(Front-end source files)
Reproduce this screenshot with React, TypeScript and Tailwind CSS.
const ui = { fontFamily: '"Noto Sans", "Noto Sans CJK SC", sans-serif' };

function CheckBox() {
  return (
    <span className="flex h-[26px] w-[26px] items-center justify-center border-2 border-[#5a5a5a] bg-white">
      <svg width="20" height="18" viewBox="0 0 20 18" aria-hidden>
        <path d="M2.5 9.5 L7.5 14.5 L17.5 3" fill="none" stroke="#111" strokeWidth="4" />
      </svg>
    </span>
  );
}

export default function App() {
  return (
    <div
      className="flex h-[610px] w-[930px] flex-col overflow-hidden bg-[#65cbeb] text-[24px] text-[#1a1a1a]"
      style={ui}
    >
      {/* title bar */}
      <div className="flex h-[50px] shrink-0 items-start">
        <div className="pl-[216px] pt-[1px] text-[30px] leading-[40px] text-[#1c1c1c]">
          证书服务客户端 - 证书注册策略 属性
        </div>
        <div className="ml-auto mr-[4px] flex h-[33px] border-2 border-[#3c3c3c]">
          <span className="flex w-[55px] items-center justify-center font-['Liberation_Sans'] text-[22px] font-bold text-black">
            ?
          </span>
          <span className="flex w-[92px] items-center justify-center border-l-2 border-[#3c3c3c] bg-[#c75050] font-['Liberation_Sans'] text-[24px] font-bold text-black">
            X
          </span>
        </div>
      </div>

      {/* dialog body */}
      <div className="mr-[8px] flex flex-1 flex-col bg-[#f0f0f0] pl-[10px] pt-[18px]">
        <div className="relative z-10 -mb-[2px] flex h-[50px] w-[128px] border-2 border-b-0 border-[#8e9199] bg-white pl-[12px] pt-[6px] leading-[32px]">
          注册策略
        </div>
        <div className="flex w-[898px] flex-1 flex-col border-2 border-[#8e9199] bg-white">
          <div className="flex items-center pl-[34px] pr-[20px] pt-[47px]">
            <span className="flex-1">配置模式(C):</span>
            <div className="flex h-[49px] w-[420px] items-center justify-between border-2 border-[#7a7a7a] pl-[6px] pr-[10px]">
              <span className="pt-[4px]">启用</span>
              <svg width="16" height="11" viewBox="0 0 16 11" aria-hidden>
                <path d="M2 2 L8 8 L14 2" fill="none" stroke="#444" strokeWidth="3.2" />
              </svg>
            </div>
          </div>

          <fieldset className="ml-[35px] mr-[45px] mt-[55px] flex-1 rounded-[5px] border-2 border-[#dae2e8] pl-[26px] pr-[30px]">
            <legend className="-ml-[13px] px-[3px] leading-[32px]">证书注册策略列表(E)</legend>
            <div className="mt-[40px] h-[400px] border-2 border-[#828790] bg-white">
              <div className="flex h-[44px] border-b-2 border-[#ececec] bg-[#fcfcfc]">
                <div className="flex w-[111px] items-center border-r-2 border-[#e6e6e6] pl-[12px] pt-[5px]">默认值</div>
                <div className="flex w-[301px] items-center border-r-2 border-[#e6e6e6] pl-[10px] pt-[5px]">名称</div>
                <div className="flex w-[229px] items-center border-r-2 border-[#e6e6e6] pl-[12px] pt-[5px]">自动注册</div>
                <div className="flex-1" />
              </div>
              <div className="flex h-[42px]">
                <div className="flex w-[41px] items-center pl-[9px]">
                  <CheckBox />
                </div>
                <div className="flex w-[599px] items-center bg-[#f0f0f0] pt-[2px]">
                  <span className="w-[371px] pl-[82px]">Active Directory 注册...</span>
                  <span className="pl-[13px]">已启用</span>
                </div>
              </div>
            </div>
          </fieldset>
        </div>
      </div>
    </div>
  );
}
--
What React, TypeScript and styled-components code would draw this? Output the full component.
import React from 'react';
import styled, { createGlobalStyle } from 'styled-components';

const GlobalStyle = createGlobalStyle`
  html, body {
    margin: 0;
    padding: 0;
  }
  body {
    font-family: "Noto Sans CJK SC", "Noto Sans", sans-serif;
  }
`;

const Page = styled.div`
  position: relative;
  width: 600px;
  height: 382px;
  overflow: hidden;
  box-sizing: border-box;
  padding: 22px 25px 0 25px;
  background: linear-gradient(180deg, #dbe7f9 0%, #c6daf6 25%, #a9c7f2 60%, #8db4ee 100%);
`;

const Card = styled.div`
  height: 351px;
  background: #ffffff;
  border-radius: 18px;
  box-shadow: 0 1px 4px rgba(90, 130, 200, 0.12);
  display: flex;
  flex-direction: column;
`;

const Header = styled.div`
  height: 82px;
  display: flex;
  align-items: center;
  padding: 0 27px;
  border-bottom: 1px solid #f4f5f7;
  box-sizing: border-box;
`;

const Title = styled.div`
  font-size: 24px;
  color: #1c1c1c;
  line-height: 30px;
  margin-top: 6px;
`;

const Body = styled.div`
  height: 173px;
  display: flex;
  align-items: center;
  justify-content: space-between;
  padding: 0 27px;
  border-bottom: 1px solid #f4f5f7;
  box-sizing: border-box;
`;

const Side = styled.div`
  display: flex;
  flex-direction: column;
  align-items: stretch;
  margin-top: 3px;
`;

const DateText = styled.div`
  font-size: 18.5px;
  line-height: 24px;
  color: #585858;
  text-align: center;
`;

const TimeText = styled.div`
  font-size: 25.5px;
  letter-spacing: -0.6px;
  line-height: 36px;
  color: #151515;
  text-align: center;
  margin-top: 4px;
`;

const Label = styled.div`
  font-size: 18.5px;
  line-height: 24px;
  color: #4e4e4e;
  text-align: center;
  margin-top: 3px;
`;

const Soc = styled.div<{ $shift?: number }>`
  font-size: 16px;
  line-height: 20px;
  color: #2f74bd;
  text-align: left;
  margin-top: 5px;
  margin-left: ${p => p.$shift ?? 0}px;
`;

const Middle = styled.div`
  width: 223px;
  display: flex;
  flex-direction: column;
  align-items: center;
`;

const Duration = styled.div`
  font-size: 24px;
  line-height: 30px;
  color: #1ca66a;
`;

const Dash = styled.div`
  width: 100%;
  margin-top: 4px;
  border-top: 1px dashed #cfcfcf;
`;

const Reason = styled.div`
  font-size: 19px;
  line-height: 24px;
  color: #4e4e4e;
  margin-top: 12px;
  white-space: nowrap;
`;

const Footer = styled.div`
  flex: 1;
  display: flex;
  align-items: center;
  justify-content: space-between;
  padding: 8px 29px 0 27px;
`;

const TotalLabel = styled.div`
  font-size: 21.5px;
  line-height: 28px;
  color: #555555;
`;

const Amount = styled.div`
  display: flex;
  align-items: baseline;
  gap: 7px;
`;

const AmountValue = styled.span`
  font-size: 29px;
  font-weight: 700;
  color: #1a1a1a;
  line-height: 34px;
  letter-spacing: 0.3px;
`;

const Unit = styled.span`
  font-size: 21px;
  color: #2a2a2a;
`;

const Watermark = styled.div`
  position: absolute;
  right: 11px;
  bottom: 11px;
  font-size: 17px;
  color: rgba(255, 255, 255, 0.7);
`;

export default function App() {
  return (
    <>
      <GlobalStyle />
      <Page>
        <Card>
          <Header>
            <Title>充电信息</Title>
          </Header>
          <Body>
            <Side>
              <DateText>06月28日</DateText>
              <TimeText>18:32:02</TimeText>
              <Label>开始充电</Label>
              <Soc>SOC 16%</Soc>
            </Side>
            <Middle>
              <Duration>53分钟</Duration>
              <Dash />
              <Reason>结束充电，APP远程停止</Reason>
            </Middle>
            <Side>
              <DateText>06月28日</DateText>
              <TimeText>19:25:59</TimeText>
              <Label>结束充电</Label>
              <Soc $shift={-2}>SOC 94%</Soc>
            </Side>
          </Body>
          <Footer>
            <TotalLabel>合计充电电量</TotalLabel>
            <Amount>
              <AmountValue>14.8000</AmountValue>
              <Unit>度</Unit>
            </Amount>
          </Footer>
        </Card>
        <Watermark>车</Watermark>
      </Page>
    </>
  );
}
* * *
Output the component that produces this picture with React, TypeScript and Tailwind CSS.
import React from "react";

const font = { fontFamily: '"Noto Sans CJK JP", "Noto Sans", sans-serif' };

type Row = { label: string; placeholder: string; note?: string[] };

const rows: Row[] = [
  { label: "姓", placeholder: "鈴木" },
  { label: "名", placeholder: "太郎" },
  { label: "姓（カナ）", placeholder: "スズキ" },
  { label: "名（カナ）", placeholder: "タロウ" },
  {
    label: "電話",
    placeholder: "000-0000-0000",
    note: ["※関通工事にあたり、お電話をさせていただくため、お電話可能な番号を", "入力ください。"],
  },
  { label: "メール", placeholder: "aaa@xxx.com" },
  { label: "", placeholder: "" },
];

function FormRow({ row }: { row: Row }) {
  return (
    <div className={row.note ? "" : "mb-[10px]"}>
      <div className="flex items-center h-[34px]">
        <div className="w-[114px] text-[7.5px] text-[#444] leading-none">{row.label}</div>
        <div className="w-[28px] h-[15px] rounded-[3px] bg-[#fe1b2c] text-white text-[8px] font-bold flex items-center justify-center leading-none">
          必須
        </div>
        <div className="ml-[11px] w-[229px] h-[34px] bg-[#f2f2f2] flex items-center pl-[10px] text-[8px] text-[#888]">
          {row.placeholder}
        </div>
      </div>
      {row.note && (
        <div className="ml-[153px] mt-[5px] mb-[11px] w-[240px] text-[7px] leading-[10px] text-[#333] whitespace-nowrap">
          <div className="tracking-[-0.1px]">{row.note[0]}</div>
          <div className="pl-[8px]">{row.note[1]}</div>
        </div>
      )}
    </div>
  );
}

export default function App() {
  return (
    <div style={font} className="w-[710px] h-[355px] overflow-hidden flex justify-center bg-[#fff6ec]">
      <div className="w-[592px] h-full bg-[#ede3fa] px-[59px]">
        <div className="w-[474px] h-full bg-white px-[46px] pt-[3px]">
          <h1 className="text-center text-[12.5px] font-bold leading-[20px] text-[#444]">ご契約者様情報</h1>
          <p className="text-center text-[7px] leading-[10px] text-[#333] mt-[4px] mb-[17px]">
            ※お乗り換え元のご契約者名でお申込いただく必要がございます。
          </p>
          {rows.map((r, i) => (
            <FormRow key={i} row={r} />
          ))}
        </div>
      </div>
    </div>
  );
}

- [Your goal] Retype only what lies between the line bearing "Output the component" and the line bearing "string; placeholder: string;", keeping both of those lines.

- [Solution for this exercise]
Output the component that produces this picture with React, TypeScript and Tailwind CSS.
import React from "react";

const font = { fontFamily: '"Noto Sans CJK JP", "Noto Sans", sans-serif' };

type Row = { label: string; placeholder: string; note?: string[] };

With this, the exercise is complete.